Yeh raasta pahado ke beech main hai. (NFM)
This way is between the mountains.
Yeh jaal is kambhe se guzar kar us khambhe tak jaata hai. (FM)
The net goes from this pole to that pole.
Yeh jaal do khambho ke beech main hai. (NFM)
This net is between the two poles.
Yeh rail ki patari gaon se hokar guzarti hai. (FM)
This railtrack goes through the village.
Yeh rail ki patri gaon main hai. (NFM)
This railtrack is in the village.
Yeh phoolon ki kyari maidaan se hokar guzarti hai. (FM)
This row of flowers goes through the field.
Yeh phoolon ki kyaari maidaan main hai. (NFM)
This row of flowers is in the field.
Yeh kinaara nadi ke bagal se guzarta hai. (FM)
The bank flows along with the river.
Yeh kinaara nadi ke bagal main hai. (NFM)
This bank is beside the river.
Yeh bijli ke taar is khambhe se guzarkar us imaarta tak jaatein hai. (FM)
These electric wires go from this pole to that building.
Yeh bijli ke taar is khambhe aur imaarat ke beech main hai. (NFM)
These electric wires are between the pole nad the building.
Yeh pagdandi jungle se ho kar guzarti hai (FM)
This road goes through the jungle.
Yeh pagdandi jungle main hai. (NFM)
This raod is in the jungle.
Yeh patthar ki kataar samudra ke beech se hokar guzarti hai. (FM)

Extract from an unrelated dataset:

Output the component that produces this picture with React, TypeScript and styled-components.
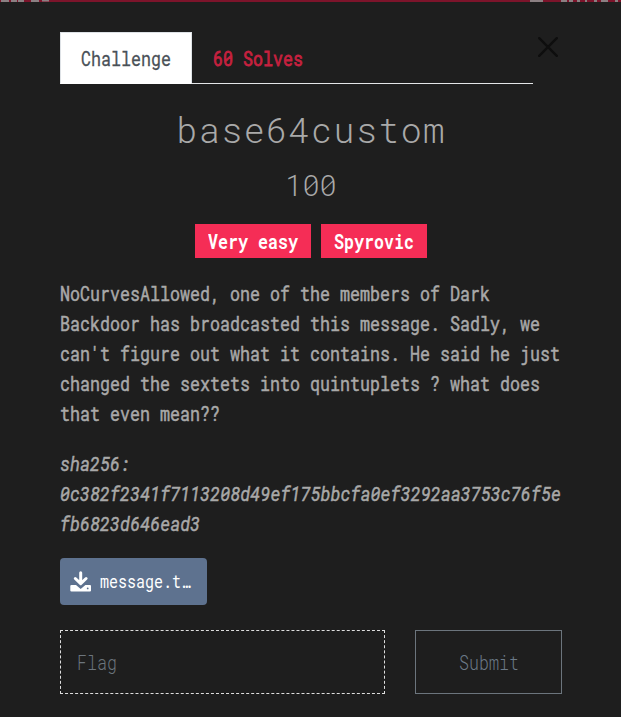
import React from "react";
import styled, { createGlobalStyle } from "styled-components";

const GlobalStyle = createGlobalStyle`
  * { box-sizing: border-box; }
  body {
    margin: 0;
    background: #1e1e1e;
    color: #a9a9a9;
    font-family: "Roboto Mono", "DejaVu Sans Mono", monospace;
    overflow: hidden;
  }
`;

const PageStrip = styled.svg`
  display: block;
  width: 621px;
  height: 2px;
  background: #7d142b;
`;

const Modal = styled.main`
  width: 621px;
  height: 715px;
  padding: 30px 59px 0 60px;
  display: flex;
  flex-direction: column;
`;

const Header = styled.header`
  display: flex;
  justify-content: space-between;
  height: 52px;
`;

const Tabs = styled.nav`
  display: flex;
  width: 473px;
  border-bottom: 1px solid #e4e6e8;
`;

const Tab = styled.a<{ $active?: boolean }>`
  width: 132px;
  height: 52px;
  padding: 0 0 0 19.5px;
  line-height: 51px;
  font-size: 20px;
  white-space: nowrap;
  color: ${(p) => (p.$active ? "#495057" : "#c6213f")};
  background: ${(p) => (p.$active ? "#fff" : "transparent")};
  border: 1px solid ${(p) => (p.$active ? "#dee2e6" : "transparent")};
  border-bottom-color: ${(p) => (p.$active ? "#fff" : "transparent")};
  -webkit-text-stroke: ${(p) => (p.$active ? "0.3px" : "0.8px")} currentColor;
`;

/* Squeezes the 12px advance of a 20px glyph to a 10px cell. */
const Narrow = styled.span<{ $scale?: number; $center?: boolean }>`
  display: inline-block;
  white-space: nowrap;
  transform: scaleX(${(p) => p.$scale ?? 0.8333});
  transform-origin: ${(p) => (p.$center ? "center" : "left")};
`;

const Close = styled.button`
  width: 28px;
  height: 30px;
  padding: 5px 4px;
  border: 0;
  background: none;
  svg { display: block; }
`;

const Title = styled.h1`
  margin: 23px 0 0;
  height: 44px;
  font-size: 35px;
  font-weight: 300;
  line-height: 44px;
  letter-spacing: 1.45px;
  text-align: center;
`;

const Points = styled.h2`
  margin: 14px 0 0;
  height: 40px;
  font-size: 30px;
  font-weight: 300;
  line-height: 40px;
  text-align: center;
`;

const Badges = styled.div`
  display: flex;
  justify-content: center;
  gap: 10px;
  margin: 19px 0 20px;
`;

const Badge = styled.span<{ $width: number }>`
  width: ${(p) => p.$width}px;
  height: 34px;
  padding-left: 13px;
  background: #f52d56;
  color: #fff;
  font-size: 20px;
  font-weight: 700;
  line-height: 35px;
`;

const Prose = styled.p<{ $italic?: boolean }>`
  width: ${(p) => (p.$italic ? 592 : 605)}px;
  margin: 0 0 20px;
  font-size: 20px;
  line-height: 30px;
  font-style: ${(p) => (p.$italic ? "italic" : "normal")};
  word-break: ${(p) => (p.$italic ? "break-all" : "normal")};
  transform: scaleX(${(p) => (p.$italic ? 0.8535 : 0.8333)});
  transform-origin: left;
  -webkit-text-stroke: 0.5px currentColor;
`;

const FileButton = styled.a`
  display: flex;
  align-items: center;
  width: 147px;
  height: 47px;
  margin: 0 0 25px;
  padding-left: 10px;
  gap: 8px;
  border-radius: 4px;
  background: #5e728f;
  color: #fff;
  font-size: 18px;
  line-height: 47px;
  svg { flex: none; }
`;

const Form = styled.form`
  display: flex;
  justify-content: space-between;
`;

const FlagField = styled.div`
  width: 325px;
  height: 64px;
  padding-left: 15.5px;
  border: 1px dashed #dedede;
  color: #6c757d;
  font-size: 20px;
  font-weight: 300;
  line-height: 62px;
`;

const Submit = styled.button`
  width: 147px;
  height: 64px;
  padding: 0 0 0 1px;
  border: 1px solid #6c757d;
  background: transparent;
  color: #6c7a88;
  font: 300 20px/60px "Roboto Mono", "DejaVu Sans Mono", monospace;
  text-align: center;
`;

export default function App() {
  return (
    <>
      <GlobalStyle />
      <PageStrip viewBox="0 0 621 2" aria-hidden="true">
        <path d="M1 1H9M11 1H17M18 1H24M31 1H39M42 .5H49M530 1H543M561 1H567M569 1H573M577 1H580M585 1H587M594 1H597M601 1H608M615 1H618" stroke="#8b7f82" strokeWidth="2" />
      </PageStrip>
      <Modal>
        <Header>
          <Tabs>
            <Tab $active><Narrow>Challenge</Narrow></Tab>
            <Tab><Narrow>60 Solves</Narrow></Tab>
          </Tabs>
          <Close aria-label="Close">
            <svg width="20" height="20" viewBox="0 0 20 20">
              <path d="M1.2 1.2 18.8 18.8M18.8 1.2 1.2 18.8" stroke="#0e0e0e" strokeWidth="2.4" strokeLinecap="round" />
            </svg>
          </Close>
        </Header>
        <Title>base64custom</Title>
        <Points><Narrow $scale={0.95} $center>100</Narrow></Points>
        <Badges>
          <Badge $width={116}><Narrow>Very easy</Narrow></Badge>
          <Badge $width={106}><Narrow>Spyrovic</Narrow></Badge>
        </Badges>
        <Prose>
          NoCurvesAllowed, one of the members of Dark Backdoor has broadcasted this message. Sadly, we can't figure out what it contains. He said he just changed the sextets into quintuplets ? what does that even mean??
        </Prose>
        <Prose $italic>
          sha256:<br />0c382f2341f7113208d49ef175bbcfa0ef3292aa3753c76f5efb6823d646ead3
        </Prose>
        <FileButton>
          <svg width="22" height="21" viewBox="0 0 22 21">
            <path d="M10.7 1.8V12M5.3 7.5 10.7 12.7 16.1 7.5" fill="none" stroke="#fff" strokeWidth="3" strokeLinecap="round" strokeLinejoin="round" />
            <path d="M1.5 14H6L10.7 18 15.4 14H20Q21 14 21 15V19.5Q21 20.6 20 20.6H1.5Q.3 20.6.3 19.5V15Q.3 14 1.5 14Z" fill="#fff" />
            <circle cx="17.7" cy="17.4" r=".9" fill="#5e728f" />
          </svg>
          <Narrow>message.t…</Narrow>
        </FileButton>
        <Form>
          <FlagField><Narrow>Flag</Narrow></FlagField>
          <Submit type="button"><Narrow $center>Submit</Narrow></Submit>
        </Form>
      </Modal>
    </>
  );
}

This row of rocks goes through the middle of the sea.
Yeh patthar ki kataar samudra ke beech main hai. (NFM)
This row of rocks is in the middle of the sea.
Yeh pedo ki kataar nahar ke kinaare se hokar guzarti hai. (FM)
This row of trees runs along the river bank.
Yeh pedo ki kataar nahar ke kinaare hai. (NFM)
This row of trees is beside the river bank.
Yeh pahad samudra ke kinaare se hokar guzarta hai. (FM)
This mountain runs along the sea coast.
Yeh pahad samudra ke kinaare hai. (NFM)
This mountain is beside the sea.
Yeh dewaar ghar ke saamne se hokar guzarti hai. (FM)
This wall runs in the front of the house.
Yeh dewaar ghar ke saamne hai. (NFM)
Their wall is in the front of the house.